*Directions*: Transcribe every line exactly and omit anything that is a picture.

'''

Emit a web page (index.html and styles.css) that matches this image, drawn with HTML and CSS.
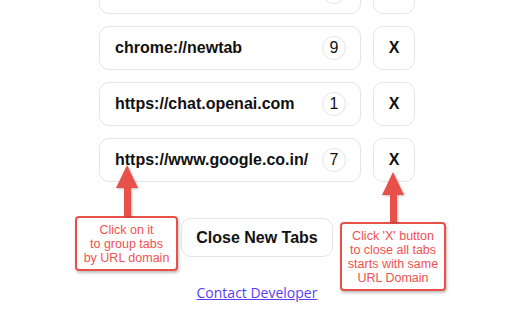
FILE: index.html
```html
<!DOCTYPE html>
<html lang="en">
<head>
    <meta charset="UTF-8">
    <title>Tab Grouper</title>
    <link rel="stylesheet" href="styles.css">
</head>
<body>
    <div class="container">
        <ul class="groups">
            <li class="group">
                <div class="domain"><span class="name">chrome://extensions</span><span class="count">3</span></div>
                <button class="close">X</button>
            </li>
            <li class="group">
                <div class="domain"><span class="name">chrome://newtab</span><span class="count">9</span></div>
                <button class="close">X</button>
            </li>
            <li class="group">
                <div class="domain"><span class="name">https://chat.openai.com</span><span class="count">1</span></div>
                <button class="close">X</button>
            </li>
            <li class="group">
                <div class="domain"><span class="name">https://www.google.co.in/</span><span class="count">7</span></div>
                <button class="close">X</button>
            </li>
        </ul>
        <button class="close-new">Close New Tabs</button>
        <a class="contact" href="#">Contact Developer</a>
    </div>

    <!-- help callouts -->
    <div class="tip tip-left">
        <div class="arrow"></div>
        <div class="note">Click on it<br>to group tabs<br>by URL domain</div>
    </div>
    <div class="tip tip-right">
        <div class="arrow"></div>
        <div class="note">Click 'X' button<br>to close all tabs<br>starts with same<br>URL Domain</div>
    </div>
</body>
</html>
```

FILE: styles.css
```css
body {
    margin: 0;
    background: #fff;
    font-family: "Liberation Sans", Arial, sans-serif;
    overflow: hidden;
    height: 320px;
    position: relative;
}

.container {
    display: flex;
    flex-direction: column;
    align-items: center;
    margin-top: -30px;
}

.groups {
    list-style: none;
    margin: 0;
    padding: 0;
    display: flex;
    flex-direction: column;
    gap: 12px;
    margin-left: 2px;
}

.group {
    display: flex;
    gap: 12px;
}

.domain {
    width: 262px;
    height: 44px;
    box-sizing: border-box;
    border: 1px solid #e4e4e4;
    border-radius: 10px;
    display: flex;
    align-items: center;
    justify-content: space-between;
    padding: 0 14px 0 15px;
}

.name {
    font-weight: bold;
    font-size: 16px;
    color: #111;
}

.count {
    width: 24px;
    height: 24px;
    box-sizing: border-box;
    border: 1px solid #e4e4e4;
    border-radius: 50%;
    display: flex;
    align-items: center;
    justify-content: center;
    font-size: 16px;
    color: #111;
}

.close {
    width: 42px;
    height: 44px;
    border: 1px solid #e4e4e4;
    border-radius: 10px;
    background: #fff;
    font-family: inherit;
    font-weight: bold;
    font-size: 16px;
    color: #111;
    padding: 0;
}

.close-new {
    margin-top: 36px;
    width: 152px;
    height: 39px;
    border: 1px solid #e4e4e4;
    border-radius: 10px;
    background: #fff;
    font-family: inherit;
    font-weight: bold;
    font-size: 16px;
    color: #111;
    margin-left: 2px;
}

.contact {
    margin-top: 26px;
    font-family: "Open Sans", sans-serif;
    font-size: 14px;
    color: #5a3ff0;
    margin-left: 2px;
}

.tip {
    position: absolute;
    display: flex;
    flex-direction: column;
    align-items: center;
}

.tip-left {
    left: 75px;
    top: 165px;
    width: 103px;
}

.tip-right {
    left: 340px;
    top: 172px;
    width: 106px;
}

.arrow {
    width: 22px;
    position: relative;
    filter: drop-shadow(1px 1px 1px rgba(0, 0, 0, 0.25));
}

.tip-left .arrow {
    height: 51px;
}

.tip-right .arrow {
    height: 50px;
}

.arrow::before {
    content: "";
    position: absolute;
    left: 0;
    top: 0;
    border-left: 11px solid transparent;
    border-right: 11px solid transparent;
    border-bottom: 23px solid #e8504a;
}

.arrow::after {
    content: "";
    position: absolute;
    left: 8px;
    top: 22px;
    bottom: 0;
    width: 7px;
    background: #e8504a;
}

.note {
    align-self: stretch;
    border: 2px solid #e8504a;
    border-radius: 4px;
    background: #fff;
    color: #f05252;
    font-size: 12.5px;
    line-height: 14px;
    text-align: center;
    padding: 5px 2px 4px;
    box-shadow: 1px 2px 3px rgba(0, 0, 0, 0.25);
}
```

'''

*Expected answer*:
Emit a web page (index.html and styles.css) that matches this image, drawn with HTML and CSS.
FILE: index.html
```html
<!DOCTYPE html>
<html lang="en">
<head>
    <meta charset="UTF-8">
    <title>Tab Grouper</title>
    <link rel="stylesheet" href="styles.css">
</head>
<body>
    <div class="container">
        <ul class="groups">
            <li class="group">
                <div class="domain"><span class="name">chrome://extensions</span><span class="count">3</span></div>
                <button class="close">X</button>
            </li>
            <li class="group">
                <div class="domain"><span class="name">chrome://newtab</span><span class="count">9</span></div>
                <button class="close">X</button>
            </li>
            <li class="group">
                <div class="domain"><span class="name">https://chat.openai.com</span><span class="count">1</span></div>
                <button class="close">X</button>
            </li>
            <li class="group">
                <div class="domain"><span class="name">https://www.google.co.in/</span><span class="count">7</span></div>
                <button class="close">X</button>
            </li>
        </ul>
        <button class="close-new">Close New Tabs</button>
        <a class="contact" href="#">Contact Developer</a>
    </div>

    <!-- help callouts -->
    <div class="tip tip-left">
        <div class="arrow"></div>
        <div class="note">Click on it<br>to group tabs<br>by URL domain</div>
    </div>
    <div class="tip tip-right">
        <div class="arrow"></div>
        <div class="note">Click 'X' button<br>to close all tabs<br>starts with same<br>URL Domain</div>
    </div>
</body>
</html>
```

FILE: styles.css
```css
body {
    margin: 0;
    background: #fff;
    font-family: "Liberation Sans", Arial, sans-serif;
    overflow: hidden;
    height: 320px;
    position: relative;
}

.container {
    display: flex;
    flex-direction: column;
    align-items: center;
    margin-top: -30px;
}

.groups {
    list-style: none;
    margin: 0;
    padding: 0;
    display: flex;
    flex-direction: column;
    gap: 12px;
    margin-left: 2px;
}

.group {
    display: flex;
    gap: 12px;
}

.domain {
    width: 262px;
    height: 44px;
    box-sizing: border-box;
    border: 1px solid #e4e4e4;
    border-radius: 10px;
    display: flex;
    align-items: center;
    justify-content: space-between;
    padding: 0 14px 0 15px;
}

.name {
    font-weight: bold;
    font-size: 16px;
    color: #111;
}

.count {
    width: 24px;
    height: 24px;
    box-sizing: border-box;
    border: 1px solid #e4e4e4;
    border-radius: 50%;
    display: flex;
    align-items: center;
    justify-content: center;
    font-size: 16px;
    color: #111;
}

.close {
    width: 42px;
    height: 44px;
    border: 1px solid #e4e4e4;
    border-radius: 10px;
    background: #fff;
    font-family: inherit;
    font-weight: bold;
    font-size: 16px;
    color: #111;
    padding: 0;
}

.close-new {
    margin-top: 36px;
    width: 152px;
    height: 39px;
    border: 1px solid #e4e4e4;
    border-radius: 10px;
    background: #fff;
    font-family: inherit;
    font-weight: bold;
    font-size: 16px;
    color: #111;
    margin-left: 2px;
}

.contact {
    margin-top: 26px;
    font-family: "Open Sans", sans-serif;
    font-size: 14px;
    color: #5a3ff0;
    margin-left: 2px;
}

.tip {
    position: absolute;
    display: flex;
    flex-direction: column;
    align-items: center;
}

.tip-left {
    left: 75px;
    top: 165px;
    width: 103px;
}

.tip-right {
    left: 340px;
    top: 172px;
    width: 106px;
}

.arrow {
    width: 22px;
    position: relative;
    filter: drop-shadow(1px 1px 1px rgba(0, 0, 0, 0.25));
}

.tip-left .arrow {
    height: 51px;
}

.tip-right .arrow {
    height: 50px;
}

.arrow::before {
    content: "";
    position: absolute;
    left: 0;
    top: 0;
    border-left: 11px solid transparent;
    border-right: 11px solid transparent;
    border-bottom: 23px solid #e8504a;
}

.arrow::after {
    content: "";
    position: absolute;
    left: 8px;
    top: 22px;
    bottom: 0;
    width: 7px;
    background: #e8504a;
}

.note {
    align-self: stretch;
    border: 2px solid #e8504a;
    border-radius: 4px;
    background: #fff;
    color: #f05252;
    font-size: 12.5px;
    line-height: 14px;
    text-align: center;
    padding: 5px 2px 4px;
    box-shadow: 1px 2px 3px rgba(0, 0, 0, 0.25);
}
```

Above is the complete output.